Myanmar has long been accused of recruiting and using child soldiers even in combat zones. Repeated appeals by the United Nations and humanitarian organizations the world over has failed to put a stop to this practice.
SECRETIVE AND hidden from most of the world, Myanmar, dubbed a pariah state by the west, has one of the largest armies in Southeast Asia and as if to complement that, its army or the Tatmadaw as it is called, has the largest number of child soldiers in the world. Despite the United Nations and international condemnation the military junta continues to recruit child soldiers without batting an eyelid.
The military junta recruits and uses soldiers, who are under the age of 18, says the Human Rights Watch (HRW) in a report. The idea behind recruiting child soldiers is simple – to expand the army to keep the entire country under subjugation.
The report called ‘So to Be Soldiers’ says after recruiting under age children they are sent for 18 weeks of military training. Worse some are sent to combat zones following the training.
Despite repeated appeals by many humanitarian organizations the world over and United Nations agencies, the practice is not only continuing but child soldiers are sometimes forcibly used to perpetrate human rights abuses on the people of the country, such as burning villages and using civilians for forced labour, the HRW says adding that those who attempt to run away or try to desert are beaten up and brought back or jailed. Desertion is high in the Myanmar Army and two child soldiers deserted and fled to Bangladesh just the other day. Desertion also means execution.
Recruitment of children is not confined to the Burmese Army for child soldiers can still be found in the barracks of the ethnic armed rebel groups some of whom are fighting the junta and some who have a ceasefire agreement with it. But most of them deny the accusation.
The HRW believes there are between 100 and 150 soldiers in one Myanmar Army battalion which is below par, for a normal battalion has between 600 and 800 troops. Child soldiers are used so, to boost the numbers.
The Myanmar Army has an estimated strength of 400,000 soldiers and among them, 20 percent are under the age of 18, according to HRW.
The junta or the State Peace and Development Council as it calls itself, however, vehemently denies using child soldiers in its army.
The denial was published some time ago in the state run media the New Light of Myanmar and The Mirror.
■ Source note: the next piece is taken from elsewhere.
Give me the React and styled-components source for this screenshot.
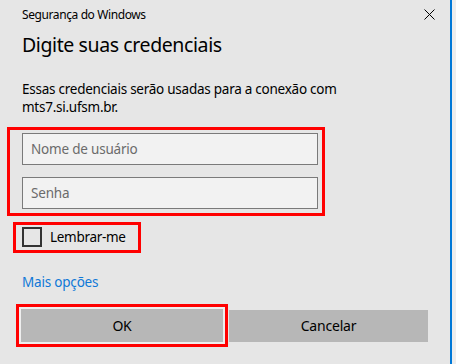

"The Tatmadaw has been recruiting new members in accordance with the law, rules and regulations," said the newspapers quoting the chairman of the Committee for Prevention of Recruiting Child Soldiers into the Army, Secretary-1 of the SPDC, Lt-Gen Thein Sein following a meeting.
The junta on the other hand accused the opposition both inside the country and in exile of trying to taint its image. The junta has pointed out that it has been cooperating with the United Nations agencies to prove that the accusation is false.
The Southeast Asia Coalition to Stop the Use of Child Soldiers (SEACSUCS), however, sees the junta’s setting up of the Committee for the Prevention of Recruiting Child Soldiers as a ploy to deceive the international community on the issue by projecting an image that it respects human rights and humanitarian law.
In June, Radhika Coomaraswamy, Under Secretary General and Special Representative of the Secretary-General for Children and Armed Conflict visited Myanmar to set up the UN task force on children and armed conflict and to discuss modalities of monitoring and reporting mechanism with the junta.